### Set task
Exactly as written, write out the lines below from the first to the one containing "<weather-card></weather-card>", inclusive. Pictures do not belong in the copy.
++++
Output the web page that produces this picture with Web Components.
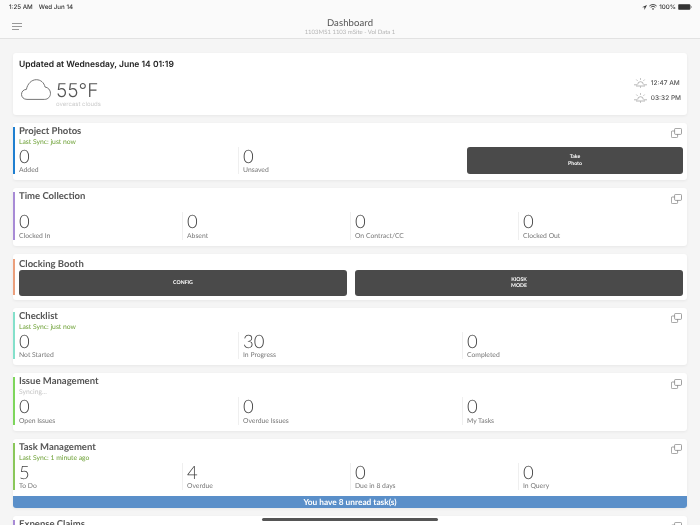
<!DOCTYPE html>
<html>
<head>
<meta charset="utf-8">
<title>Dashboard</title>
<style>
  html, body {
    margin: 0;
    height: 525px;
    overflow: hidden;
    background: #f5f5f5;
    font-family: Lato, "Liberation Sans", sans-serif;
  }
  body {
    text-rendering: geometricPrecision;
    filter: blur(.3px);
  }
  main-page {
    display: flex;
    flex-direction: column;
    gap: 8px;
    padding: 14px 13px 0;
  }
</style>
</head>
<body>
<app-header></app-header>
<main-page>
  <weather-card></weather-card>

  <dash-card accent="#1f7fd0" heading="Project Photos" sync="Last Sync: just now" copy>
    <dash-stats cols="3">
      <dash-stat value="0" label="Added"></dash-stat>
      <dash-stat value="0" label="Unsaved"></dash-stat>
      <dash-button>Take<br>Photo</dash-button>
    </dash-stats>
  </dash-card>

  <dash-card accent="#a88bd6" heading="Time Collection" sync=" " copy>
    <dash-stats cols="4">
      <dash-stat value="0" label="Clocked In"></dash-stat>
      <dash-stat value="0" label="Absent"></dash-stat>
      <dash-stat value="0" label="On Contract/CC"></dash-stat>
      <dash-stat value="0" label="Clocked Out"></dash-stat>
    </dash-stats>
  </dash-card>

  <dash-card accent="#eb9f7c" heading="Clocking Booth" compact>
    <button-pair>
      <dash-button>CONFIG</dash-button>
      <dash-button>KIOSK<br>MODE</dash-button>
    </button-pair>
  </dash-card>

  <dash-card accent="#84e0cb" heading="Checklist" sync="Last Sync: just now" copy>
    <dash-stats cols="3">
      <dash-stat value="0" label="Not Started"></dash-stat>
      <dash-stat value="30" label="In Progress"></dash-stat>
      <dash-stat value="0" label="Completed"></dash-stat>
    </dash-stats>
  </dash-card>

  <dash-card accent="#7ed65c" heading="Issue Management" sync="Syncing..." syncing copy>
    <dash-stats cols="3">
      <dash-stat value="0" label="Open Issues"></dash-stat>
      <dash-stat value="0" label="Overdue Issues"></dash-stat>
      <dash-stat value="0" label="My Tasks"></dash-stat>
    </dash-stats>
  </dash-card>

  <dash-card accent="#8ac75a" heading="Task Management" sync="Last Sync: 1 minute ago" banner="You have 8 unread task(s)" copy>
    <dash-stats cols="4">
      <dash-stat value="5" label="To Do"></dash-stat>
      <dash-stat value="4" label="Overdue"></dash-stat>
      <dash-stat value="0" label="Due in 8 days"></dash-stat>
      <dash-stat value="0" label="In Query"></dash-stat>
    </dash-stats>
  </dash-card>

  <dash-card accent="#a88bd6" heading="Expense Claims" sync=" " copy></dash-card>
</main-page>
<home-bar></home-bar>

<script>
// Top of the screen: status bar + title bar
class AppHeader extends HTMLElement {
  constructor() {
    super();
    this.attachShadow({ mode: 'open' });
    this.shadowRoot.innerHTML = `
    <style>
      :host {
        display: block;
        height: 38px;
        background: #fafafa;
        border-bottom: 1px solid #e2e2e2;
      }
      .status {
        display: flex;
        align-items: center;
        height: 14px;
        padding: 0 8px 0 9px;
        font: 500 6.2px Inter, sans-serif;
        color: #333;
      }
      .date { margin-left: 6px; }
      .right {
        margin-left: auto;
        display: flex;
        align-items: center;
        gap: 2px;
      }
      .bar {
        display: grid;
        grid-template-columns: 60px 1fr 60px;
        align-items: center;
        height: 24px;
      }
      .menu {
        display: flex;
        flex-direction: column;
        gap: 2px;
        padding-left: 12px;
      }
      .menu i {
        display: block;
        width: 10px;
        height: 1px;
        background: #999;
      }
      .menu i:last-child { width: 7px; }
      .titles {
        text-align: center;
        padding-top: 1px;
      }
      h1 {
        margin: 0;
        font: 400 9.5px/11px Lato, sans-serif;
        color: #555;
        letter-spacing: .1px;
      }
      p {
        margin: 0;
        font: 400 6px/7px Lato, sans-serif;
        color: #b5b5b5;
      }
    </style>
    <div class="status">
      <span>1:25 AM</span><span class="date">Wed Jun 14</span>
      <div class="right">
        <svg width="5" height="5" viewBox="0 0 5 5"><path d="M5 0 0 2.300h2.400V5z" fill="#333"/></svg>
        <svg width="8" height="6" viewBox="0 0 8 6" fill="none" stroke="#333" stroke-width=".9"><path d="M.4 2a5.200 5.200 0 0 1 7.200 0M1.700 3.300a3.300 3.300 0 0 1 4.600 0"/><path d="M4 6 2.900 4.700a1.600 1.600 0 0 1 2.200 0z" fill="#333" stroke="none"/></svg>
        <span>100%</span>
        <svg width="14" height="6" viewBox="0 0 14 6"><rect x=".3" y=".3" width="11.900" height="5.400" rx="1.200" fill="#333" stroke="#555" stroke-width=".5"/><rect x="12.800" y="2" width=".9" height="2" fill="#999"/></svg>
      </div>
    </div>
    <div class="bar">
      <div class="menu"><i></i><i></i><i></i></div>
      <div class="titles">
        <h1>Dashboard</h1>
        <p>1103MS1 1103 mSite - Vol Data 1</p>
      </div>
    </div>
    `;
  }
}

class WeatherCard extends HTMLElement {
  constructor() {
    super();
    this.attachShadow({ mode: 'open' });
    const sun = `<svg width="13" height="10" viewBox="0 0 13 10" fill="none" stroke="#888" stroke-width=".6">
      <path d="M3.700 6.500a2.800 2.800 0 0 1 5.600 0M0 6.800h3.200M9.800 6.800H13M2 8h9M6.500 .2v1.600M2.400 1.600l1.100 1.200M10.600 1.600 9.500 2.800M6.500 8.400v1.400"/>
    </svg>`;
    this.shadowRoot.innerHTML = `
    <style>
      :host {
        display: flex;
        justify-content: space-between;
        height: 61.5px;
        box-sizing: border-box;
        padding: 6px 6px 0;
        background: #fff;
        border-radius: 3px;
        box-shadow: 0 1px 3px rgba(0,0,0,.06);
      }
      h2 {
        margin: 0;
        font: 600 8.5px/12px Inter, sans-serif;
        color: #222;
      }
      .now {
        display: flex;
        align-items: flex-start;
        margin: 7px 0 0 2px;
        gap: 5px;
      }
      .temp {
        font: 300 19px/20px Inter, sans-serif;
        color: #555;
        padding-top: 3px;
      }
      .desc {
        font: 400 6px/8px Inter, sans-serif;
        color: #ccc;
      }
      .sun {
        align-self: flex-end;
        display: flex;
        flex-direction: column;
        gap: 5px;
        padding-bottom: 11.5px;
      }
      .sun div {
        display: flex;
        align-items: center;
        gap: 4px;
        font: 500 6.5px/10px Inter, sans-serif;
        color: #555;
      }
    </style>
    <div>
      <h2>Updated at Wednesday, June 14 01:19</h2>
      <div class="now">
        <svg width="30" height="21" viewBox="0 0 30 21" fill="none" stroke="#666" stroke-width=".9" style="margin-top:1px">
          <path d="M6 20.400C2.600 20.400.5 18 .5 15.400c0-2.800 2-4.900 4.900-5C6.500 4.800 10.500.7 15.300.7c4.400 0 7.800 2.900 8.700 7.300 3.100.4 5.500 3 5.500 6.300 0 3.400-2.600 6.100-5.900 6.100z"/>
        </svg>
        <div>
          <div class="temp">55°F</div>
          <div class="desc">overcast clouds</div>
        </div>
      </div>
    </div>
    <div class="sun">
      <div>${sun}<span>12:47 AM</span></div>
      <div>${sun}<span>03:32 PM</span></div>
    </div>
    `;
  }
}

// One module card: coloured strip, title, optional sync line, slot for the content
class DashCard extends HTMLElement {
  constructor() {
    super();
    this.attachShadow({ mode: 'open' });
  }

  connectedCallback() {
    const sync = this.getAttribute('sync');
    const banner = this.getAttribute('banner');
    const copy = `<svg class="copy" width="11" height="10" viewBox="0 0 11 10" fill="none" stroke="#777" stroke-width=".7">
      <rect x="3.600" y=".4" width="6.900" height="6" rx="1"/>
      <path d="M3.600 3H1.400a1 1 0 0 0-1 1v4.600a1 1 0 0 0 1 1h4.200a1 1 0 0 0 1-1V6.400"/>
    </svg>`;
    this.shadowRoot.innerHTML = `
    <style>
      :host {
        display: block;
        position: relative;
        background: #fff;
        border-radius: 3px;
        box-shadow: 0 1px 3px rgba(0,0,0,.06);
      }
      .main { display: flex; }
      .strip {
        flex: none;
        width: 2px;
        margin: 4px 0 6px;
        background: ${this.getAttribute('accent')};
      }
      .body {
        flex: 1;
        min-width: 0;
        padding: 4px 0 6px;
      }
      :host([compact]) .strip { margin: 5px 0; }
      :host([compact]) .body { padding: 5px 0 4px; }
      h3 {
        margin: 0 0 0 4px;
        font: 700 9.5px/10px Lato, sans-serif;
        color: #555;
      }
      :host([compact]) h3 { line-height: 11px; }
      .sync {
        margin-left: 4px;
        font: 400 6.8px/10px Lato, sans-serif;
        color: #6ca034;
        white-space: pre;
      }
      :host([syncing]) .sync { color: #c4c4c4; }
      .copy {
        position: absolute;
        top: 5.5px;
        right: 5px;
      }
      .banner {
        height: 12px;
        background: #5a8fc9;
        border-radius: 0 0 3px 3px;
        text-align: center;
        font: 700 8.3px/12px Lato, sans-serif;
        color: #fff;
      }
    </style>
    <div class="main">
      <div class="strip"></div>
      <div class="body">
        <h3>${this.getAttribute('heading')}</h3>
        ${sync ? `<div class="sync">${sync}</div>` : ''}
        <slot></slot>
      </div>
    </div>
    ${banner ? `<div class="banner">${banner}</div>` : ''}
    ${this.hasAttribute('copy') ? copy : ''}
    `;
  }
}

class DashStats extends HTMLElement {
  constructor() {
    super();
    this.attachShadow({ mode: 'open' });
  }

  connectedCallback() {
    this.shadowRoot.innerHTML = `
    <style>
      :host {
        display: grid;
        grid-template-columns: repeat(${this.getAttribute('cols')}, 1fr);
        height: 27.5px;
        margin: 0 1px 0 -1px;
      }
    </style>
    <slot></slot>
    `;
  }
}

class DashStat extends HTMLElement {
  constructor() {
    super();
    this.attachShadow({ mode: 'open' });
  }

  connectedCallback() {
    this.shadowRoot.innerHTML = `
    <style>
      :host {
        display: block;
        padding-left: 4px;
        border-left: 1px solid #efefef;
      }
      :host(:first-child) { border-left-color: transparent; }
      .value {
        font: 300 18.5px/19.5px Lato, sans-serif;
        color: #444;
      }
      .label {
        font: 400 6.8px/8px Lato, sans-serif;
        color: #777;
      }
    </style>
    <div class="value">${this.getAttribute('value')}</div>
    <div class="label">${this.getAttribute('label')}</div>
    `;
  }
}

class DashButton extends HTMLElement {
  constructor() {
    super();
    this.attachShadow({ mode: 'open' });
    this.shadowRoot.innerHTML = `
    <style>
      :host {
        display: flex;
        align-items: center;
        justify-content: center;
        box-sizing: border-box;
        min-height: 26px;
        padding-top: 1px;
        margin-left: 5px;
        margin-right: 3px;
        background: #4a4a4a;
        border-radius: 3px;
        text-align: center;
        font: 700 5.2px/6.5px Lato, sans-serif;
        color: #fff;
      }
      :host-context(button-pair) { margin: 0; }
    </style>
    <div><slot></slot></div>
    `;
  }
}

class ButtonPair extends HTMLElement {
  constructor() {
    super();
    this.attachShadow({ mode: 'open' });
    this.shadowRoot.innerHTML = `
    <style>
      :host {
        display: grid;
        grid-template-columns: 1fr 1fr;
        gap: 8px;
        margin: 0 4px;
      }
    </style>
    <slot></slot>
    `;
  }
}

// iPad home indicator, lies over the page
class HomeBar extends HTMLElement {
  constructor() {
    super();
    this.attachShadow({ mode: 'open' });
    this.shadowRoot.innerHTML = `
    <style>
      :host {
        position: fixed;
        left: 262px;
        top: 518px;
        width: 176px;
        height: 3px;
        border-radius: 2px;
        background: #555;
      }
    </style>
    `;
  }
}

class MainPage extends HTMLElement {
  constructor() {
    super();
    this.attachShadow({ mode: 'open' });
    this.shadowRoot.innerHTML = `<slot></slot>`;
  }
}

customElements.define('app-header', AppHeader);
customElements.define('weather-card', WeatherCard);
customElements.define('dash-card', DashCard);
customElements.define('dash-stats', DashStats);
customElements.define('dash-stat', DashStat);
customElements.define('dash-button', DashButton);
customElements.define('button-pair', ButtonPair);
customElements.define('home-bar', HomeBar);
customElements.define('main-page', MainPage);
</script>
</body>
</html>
++++
### Exercise response
Output the web page that produces this picture with Web Components.
<!DOCTYPE html>
<html>
<head>
<meta charset="utf-8">
<title>Dashboard</title>
<style>
  html, body {
    margin: 0;
    height: 525px;
    overflow: hidden;
    background: #f5f5f5;
    font-family: Lato, "Liberation Sans", sans-serif;
  }
  body {
    text-rendering: geometricPrecision;
    filter: blur(.3px);
  }
  main-page {
    display: flex;
    flex-direction: column;
    gap: 8px;
    padding: 14px 13px 0;
  }
</style>
</head>
<body>
<app-header></app-header>
<main-page>
  <weather-card></weather-card>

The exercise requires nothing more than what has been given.